Once you settle into the rhythm of "bake Saturday, eat through Wednesday, freeze the rest", storage becomes invisible. You always have fresh-tasting bread; nothing goes to waste; the loaf is always at its peak when you eat it.

The week-of-bread routine

The pattern that works for most home bakers:

  • Saturday: bake the loaf.
  • Saturday/Sunday: eat fresh, hot toast for breakfast, sandwiches for lunch.
  • Monday/Tuesday: still excellent for sandwiches and toast.
  • Wednesday morning: slice the rest of the loaf, freeze flat in a bag.
  • Thursday onwards: toast slices straight from frozen.

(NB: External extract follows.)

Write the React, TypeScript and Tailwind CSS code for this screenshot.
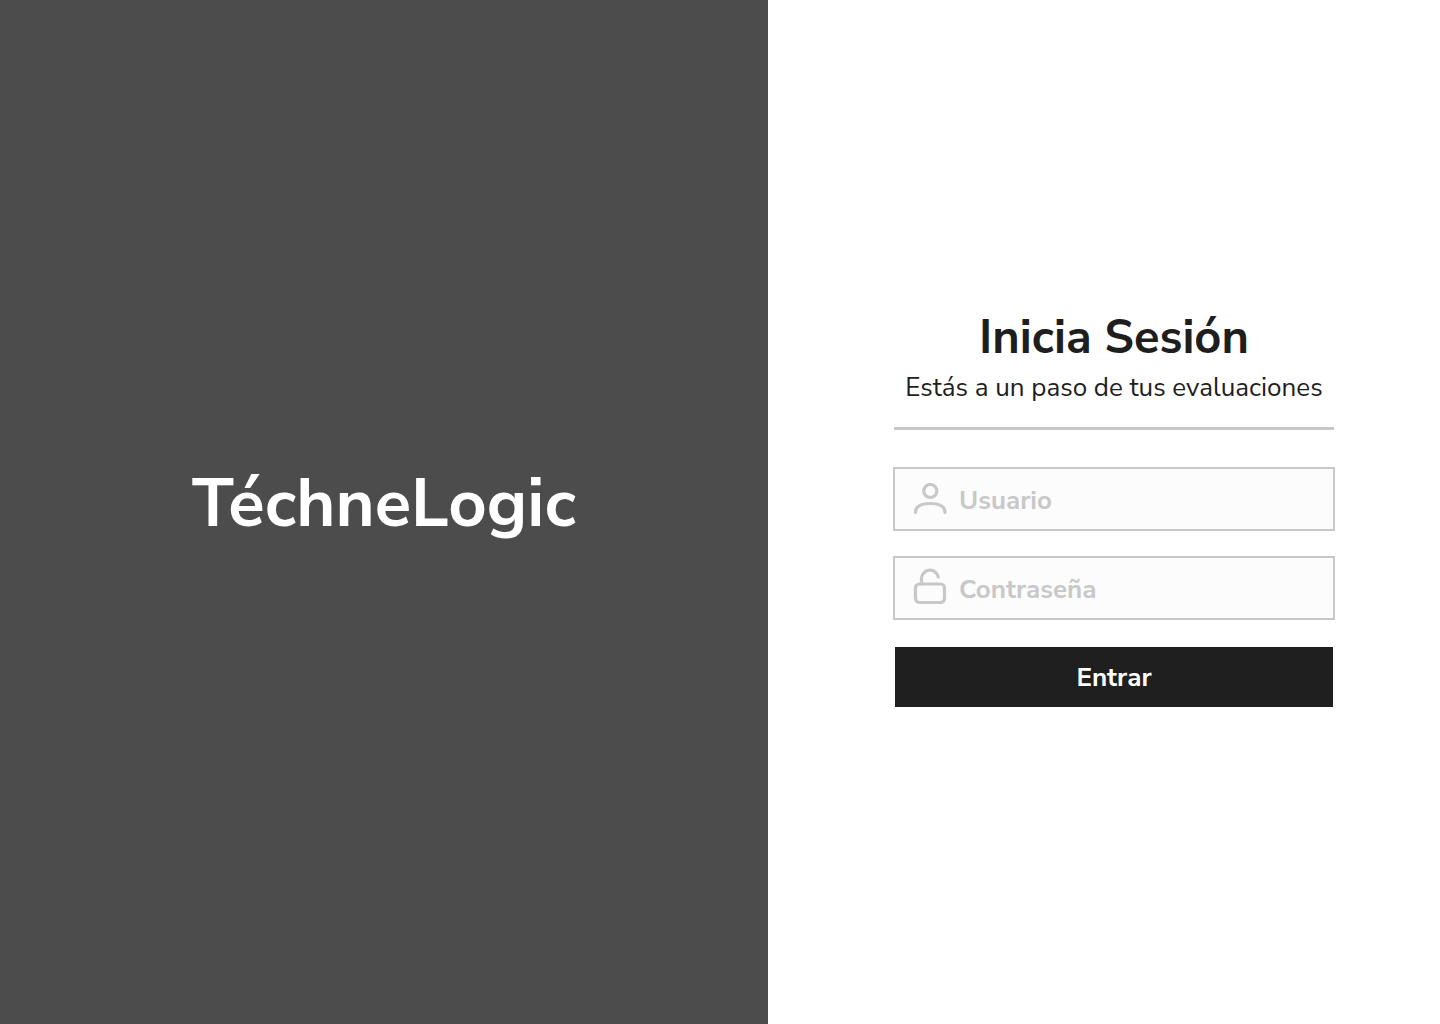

One loaf, seven days, no waste, always fresh-tasting bread. The routine that makes home baking feel sustainable.

The bread bin question

Should you buy a bread bin? It depends on your kitchen and habits:

  • Buy a bread bin if: you bake weekly, you live somewhere humid (mould risk), you want a dedicated bread space.
  • Skip the bread bin if: you have counter space and a wooden board, or you freeze most of your loaves.

If you do buy one, look for ones with vents (allow some air circulation) rather than fully airtight. Brand recommendations: Sage Appliances, Joseph Joseph, Brabantia all make decent vented bread bins.

Storage by season

Storage requirements vary with the season:

  • Summer (kitchen above 22°C, humid): mould risk increases. Eat fresh within 2 days; freeze the rest. A bread bin is more important here.
  • Winter (kitchen below 18°C, dry): bread stales fast from cold. A linen bag plus a wooden board on the counter works well.
  • Spring/autumn (kitchen 18–22°C): easiest. Anything works.

Most UK kitchens are friendly to bread for most of the year. The summer humidity is the main challenge.

A short note on bread tins for storage

Don't store sourdough in plastic Tupperware. Don't wrap in cling film for more than a day. Don't use foil. All three trap moisture and either soften the crust or encourage mould. Stick to the wooden board, linen bag, or freezer.